Japer National Park was only established in 1907, with the arrival of the Grand Trunk Pacific Railway (Banff NP, to the south, was established in 1886)
Fire used to be a regular, natural occurrence in the dry Western forests (every 30-50 years), Natives even used to do controlled burns to improve the soil (and attract game animals)
But ever since Europeans arrived, stopping ALL fires has been the priority ... letting the dead tinder fuel pile up
National parks are not the responsibility of the province.
It should be interesting as to who gets to live in Jasper once they start rebuilding. It isn’t impossible that this fire was deliberate.
But, Wh@remaster Jr is blaming...climate change. Of course.
There’s been over 10,000 lightning strikes in the BC-Alberta area over the last few days, so it was probably naturally-caused
But the leftist kooks are already seizing on it as “being caused by climate change” - not forest mismanagement, the real reason
Perfectly logical artistic development.
I was in Jasper in the late 2000’s for a week. Just a beautiful small town in the Canadian Rockies. God’s country. Fantastic fishing.
Wishing them the best and a recovery.
The government is already desperately blaming climate change instead of their forest management policies.
Nice job. The spotted owls have burned to a crisp.
The Maui land management team and the Secret Service offered advice.
Think Paradise, Ca. Lahaina, Hawaii. Something’s going on.
It is quite interesting, that national parks are so often affected by major wildfires.
On the other hand, fire rarely affects private forests.
Live, healthy trees usually do not catch the fire, especially when spaced properly. One need to clean the forest from dead trees, underbrush and even trim living trees to assure proper spacing.
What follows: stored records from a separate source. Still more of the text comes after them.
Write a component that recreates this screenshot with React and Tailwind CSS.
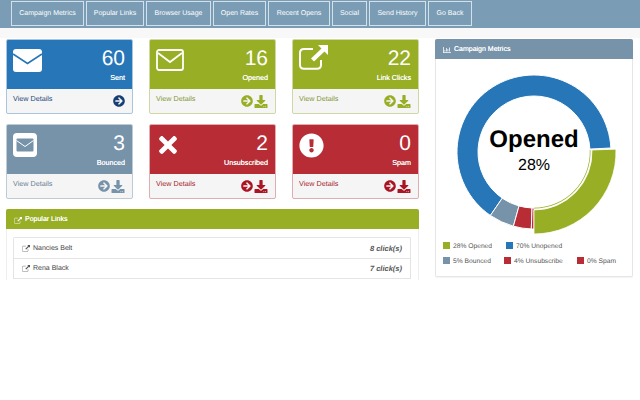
import React from "react";
import {
  FaArrowCircleRight,
  FaDownload,
  FaTimes,
  FaExclamationCircle,
  FaRegChartBar,
} from "react-icons/fa";

const tabs = [
  ["Campaign Metrics", "w-[73px]"],
  ["Popular Links", "w-[58px]"],
  ["Browser Usage", "w-[65px]"],
  ["Open Rates", "w-[53px]"],
  ["Recent Opens", "w-[62px]"],
  ["Social", "w-[35px]"],
  ["Send History", "w-[57px]"],
  ["Go Back", "w-[44px]"],
];

const EnvelopeFilled = () => (
  <svg viewBox="0 0 29 23" className="w-[29px] h-[23px] mt-[1px]">
    <rect width="29" height="23" rx="3" fill="#fff" />
    <path d="M0 5 L14.5 14.5 L29 5" fill="none" stroke="#2776b8" strokeWidth="1.6" />
  </svg>
);

const EnvelopeOutline = () => (
  <svg viewBox="0 0 28 22" className="w-[28px] h-[22px] mt-[1px]">
    <rect x="1" y="1" width="26" height="20" rx="2" fill="none" stroke="#fff" strokeWidth="1.8" />
    <path d="M2 4 L14 13 L26 4" fill="none" stroke="#fff" strokeWidth="1.8" />
  </svg>
);

const EnvelopeSquare = () => (
  <svg viewBox="0 0 24 24" className="w-[24px] h-[24px]">
    <rect width="24" height="24" rx="4" fill="#fff" />
    <rect x="3.5" y="5.5" width="17" height="13" rx="1" fill="#7793aa" />
    <path d="M3.5 7.5 L12 13.5 L20.5 7.5" fill="none" stroke="#fff" strokeWidth="1" />
  </svg>
);

const LinkIcon = ({ className, color = "#fff", width = 2 }) => (
  <svg viewBox="0 0 29 25" className={className}>
    <path
      d="M22 15 V20 Q22 23.8 18 23.8 H5 Q1 23.8 1 20 V8 Q1 4 5 4 H14"
      fill="none"
      stroke={color}
      strokeWidth={width}
    />
    <path d="M19 0 H29 V10 L25.5 6.5 L15 16.5 L12 13.5 L22.5 3.5 Z" fill={color} />
  </svg>
);

const cards = [
  { label: "Sent", value: 60, bg: "bg-[#2776b8]", border: "border-[#a9c6de]", text: "text-[#1d4a7c]", arrow: "text-[#163f75]", icon: <EnvelopeFilled />, plain: true },
  { label: "Opened", value: 16, bg: "bg-[#97ae25]", border: "border-[#cfd8a5]", text: "text-[#84983a]", arrow: "text-[#97ae25]", icon: <EnvelopeOutline /> },
  { label: "Link Clicks", value: 22, bg: "bg-[#97ae25]", border: "border-[#cfd8a5]", text: "text-[#84983a]", arrow: "text-[#97ae25]", icon: <LinkIcon className="w-[29px] h-[25px] -mt-[3px]" /> },
  { label: "Bounced", value: 3, bg: "bg-[#7793aa]", border: "border-[#bccbd6]", text: "text-[#6a8296]", arrow: "text-[#7793aa]", icon: <EnvelopeSquare /> },
  { label: "Unsubscribed", value: 2, bg: "bg-[#b72c35]", border: "border-[#e0aeb2]", text: "text-[#a81f2e]", arrow: "text-[#ab1523]", icon: <FaTimes className="text-white w-[22px] h-[26px] -mt-[1px] ml-[1px]" /> },
  { label: "Spam", value: 0, bg: "bg-[#b72c35]", border: "border-[#e0aeb2]", text: "text-[#a81f2e]", arrow: "text-[#ab1523]", icon: <FaExclamationCircle className="text-white w-[25px] h-[25px]" /> },
];

const StatCard = ({ card }) => (
  <div className={`border ${card.border} rounded-[2px] h-[75px] flex flex-col overflow-hidden bg-[#f5f5f5]`}>
    <div className={`${card.bg} h-[49px] flex justify-between pl-[6px] pr-[7px] pt-[8px] text-white`}>
      <div>{card.icon}</div>
      <div className="text-right">
        <div className="text-[21px] leading-[24px] -mt-[1px]">{card.value}</div>
        <div className="text-[7.2px] leading-[9px] mt-[2px] [text-shadow:0_0_0.6px_#fff]">{card.label}</div>
      </div>
    </div>
    <div className="flex-1 flex items-center justify-between pl-[6px] pr-[7px]">
      <span className={`text-[7.2px] -mt-[3px] ${card.text}`}>View Details</span>
      <span className="flex items-center gap-[1px]">
        <FaArrowCircleRight className={`w-[12px] h-[12px] ${card.arrow}`} />
        {!card.plain && <FaDownload className={`w-[14px] h-[13px] ${card.arrow}`} />}
      </span>
    </div>
  </div>
);

// chart geometry, in page pixels relative to the svg box
const CX = 100;
const CY = 80;

const arc = (from, to, outer, inner) => {
  const pt = (deg, r) => {
    const a = ((deg - 90) * Math.PI) / 180;
    return `${(CX + r * Math.cos(a)).toFixed(2)} ${(CY + r * Math.sin(a)).toFixed(2)}`;
  };
  const large = to - from > 180 ? 1 : 0;
  return `M${pt(from, outer)} A${outer} ${outer} 0 ${large} 1 ${pt(to, outer)} L${pt(to, inner)} A${inner} ${inner} 0 ${large} 0 ${pt(from, inner)} Z`;
};

const slices = [
  { from: 214.5, to: 447, fill: "#2776b8" },
  { from: 195.5, to: 214.5, fill: "#7793aa" },
  { from: 182, to: 195.5, fill: "#b72c35" },
  { from: 180, to: 182, fill: "#b72c35" },
];

const legend = [
  [
    ["28% Opened", "bg-[#97ae25]", "w-[63px]"],
    ["70% Unopened", "bg-[#2776b8]", ""],
  ],
  [
    ["5% Bounced", "bg-[#7793aa]", "w-[61px]"],
    ["4% Unsubscribe", "bg-[#b72c35]", "w-[73px]"],
    ["0% Spam", "bg-[#b72c35]", ""],
  ],
];

const links = [
  ["Nancies Belt", "8 click(s)"],
  ["Rena Black", "7 click(s)"],
];

export default function App() {
  return (
    <div className="bg-white h-[400px] font-['Liberation_Sans',Arial,sans-serif] [text-rendering:geometricPrecision]">
      <div className="h-[280px] overflow-hidden">
        <nav className="h-[28px] bg-[#7a9cb5] flex gap-[2px] pl-[11px] pt-[1px]">
          {tabs.map(([name, w]) => (
            <div
              key={name}
              className={`${w} h-[25px] border border-[#d3e1ea] flex items-center justify-center pt-[1px] text-white text-[7px] whitespace-nowrap`}
            >
              {name}
            </div>
          ))}
        </nav>
        <div className="h-[10px] bg-[#f8f8f8]" />
        <main className="flex pl-[6px] gap-[16px] pt-[1px]">
          <div className="w-[413px]">
            <div className="grid grid-cols-[127px_127px_127px] gap-x-[16px] gap-y-[10px]">
              {cards.map((card) => (
                <StatCard key={card.label} card={card} />
              ))}
            </div>
            <section className="mt-[10px] border-x border-[#eeeeee] rounded-t-[2px] h-[80px]">
              <div className="bg-[#97ae25] h-[20px] -mx-px flex items-center gap-[3px] pl-[8px] pt-[2px] text-white text-[7px] rounded-t-[2px] [text-shadow:0_0_0.6px_#fff]">
                <LinkIcon className="w-[8px] h-[7px]" width={2} />
                Popular Links
              </div>
              <div className="ml-[6px] mr-[7px] mt-[8px] border-x border-t border-[#e4e4e4] rounded-t-[2px]">
                {links.map(([name, clicks]) => (
                  <div
                    key={name}
                    className="h-[20.5px] border-b border-[#e4e4e4] flex items-center justify-between pl-[8px] pr-[8px] pt-[1px] text-[#444]"
                  >
                    <span className="flex items-center gap-[3px] text-[7px]">
                      <LinkIcon className="w-[8px] h-[7px]" color="#555" width={1.6} />
                      <span className="mt-[1px]">{name}</span>
                    </span>
                    <span className="text-[7.5px] italic font-bold text-[#555]">{clicks}</span>
                  </div>
                ))}
              </div>
            </section>
          </div>

          <aside className="w-[198px] h-[238px] border-x border-b border-[#e6e6e6] rounded-[2px] shadow-[0_1px_1px_rgba(0,0,0,0.05)]">
            <div className="bg-[#7793aa] h-[20px] -mx-px flex items-center gap-[3px] pl-[8px] pt-[2px] text-white text-[7px] rounded-t-[2px] [text-shadow:0_0_0.6px_#fff]">
              <FaRegChartBar className="w-[8px] h-[8px]" />
              Campaign Metrics
            </div>
            <svg width="198" height="177" className="block mb-[6px]" viewBox="2 -13 198 177">
              {slices.map((s) => (
                <path key={s.from} d={arc(s.from, s.to, 77, 56)} fill={s.fill} stroke="#fff" strokeWidth="1" />
              ))}
              <path d={arc(88, 180, 82, 58)} fill="#97ae25" stroke="#fff" strokeWidth="0.8" />
              <path d={arc(88, 180, 56.5, 55.8)} fill="#97ae25" />
              <text x="100" y="75" textAnchor="middle" fontSize="24" fontWeight="700" fill="#000">
                Opened
              </text>
              <text x="100" y="98" textAnchor="middle" fontSize="16" fill="#000">
                28%
              </text>
            </svg>
            <div className="pl-[7px] flex flex-col gap-[8px]">
              {legend.map((row, i) => (
                <div key={i} className="flex h-[7px] items-center">
                  {row.map(([label, color, w]) => (
                    <div key={label} className={`flex items-center gap-[3px] ${w}`}>
                      <span className={`w-[7px] h-[7px] ${color}`} />
                      <span className="text-[6.7px] leading-[7px] mt-[1px] text-[#555] whitespace-nowrap">{label}</span>
                    </div>
                  ))}
                </div>
              ))}
            </div>
          </aside>
        </main>
      </div>
    </div>
  );
}
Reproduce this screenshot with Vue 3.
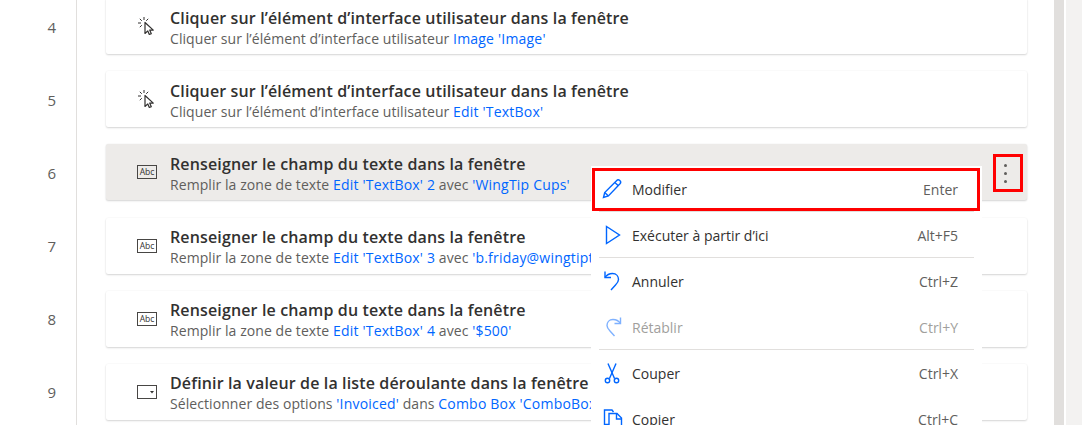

Forestry is a science, and when properly managed by qualified forester, fires practically cannot happened.
But thanks to our environmentalists, forest management is banned in national parks and mostly banned in all other government owned forests.
Those people “save the trees but kill the forest”!
This is interesting...
...the forest naturally burns on cycles ranging from 50 to 200 yearsSo the last big fire was 136 years ago and the average natural fire cycle is 50 to 200 years. Doesn't that mean this big fire is right on schedule?The last massive subalpine fire in Jasper took place over the two summers of 1888 and 1889
—”God’s country. Fantastic fishing.
Wishing them the best and a recovery.”
YES!
We spent a few days in Banff/Jasper en route to Alaska.
Everything was nice, even the weather was good.
But we heard a rumor that speeding was a capital offense and for 10 KPH over they chopped off a finger!
We were in no hurry.
Ironically, something we can both agree upon.
100%.
It’s a seasonal battle here in Oregon. I literally just finished an email to a local radio station who just yesterday gave airtime to a hypocritical scientist citing ‘carbon sequestration’ and the need for ongoing fire suppression...a continuation of a century of defective public policy.
Not entirely true. Look closer. I mapped a recent major fire in the heart of Oregon and it blazed across 'managed' private lands, burning 'right up to' the border of the national forest. It was a stunning result, but not unexpected to this guy, nor is it common public knowledge. (neither the government nor private forest interests want the public to think that they CANNOT prevent wildfire, but that their efforts to 'manage the forest' will prove effective. Right now, it's all about $$, the WIC, aka Wildfire Industrial Complex)
THIS! It's the same issue all over North America.
A cleansing fire. Praying for survivorship.
There have been times that I wished that my life would have been suddenly simplified. But that’s just me... my avocational attention span is not exactly short, but it changes and the clutter ends up going to charitable outlets.
OH, I stay corrected.
When I was in Spain, we were driven thru huge forest of dead trees.
The guide told us, that in Spain, there are all the rules what to do with forests. Government keeps telling owners what to and what not to do. So owners just torch the forests and problem solved.
Maybe you forest is the same case!
Ditto for California when we get massive, destructive wildfires - one is burning right now in the northern part of the state. Deliberately set as so many of them are.
Trump came into the state and said these fires are caused by “forest mismanagement” - the Gov., idiot Newsom, claims these massive fires are caused by “climate change.” (and therefore we need more taxes and carbon reduction policies).
“Trump pointed to decades of mistakes by government agencies that caused the woodlands to become overly dense and blanketed with highly flammable dead wood and underbrush.
He’s exactly right.
The California state legislature enacted a measure that would expedite the removal of dead trees and use ‘prescribed burns’ to thin forests. In other words: the very same reforms that Trump is now being mocked for proposing.”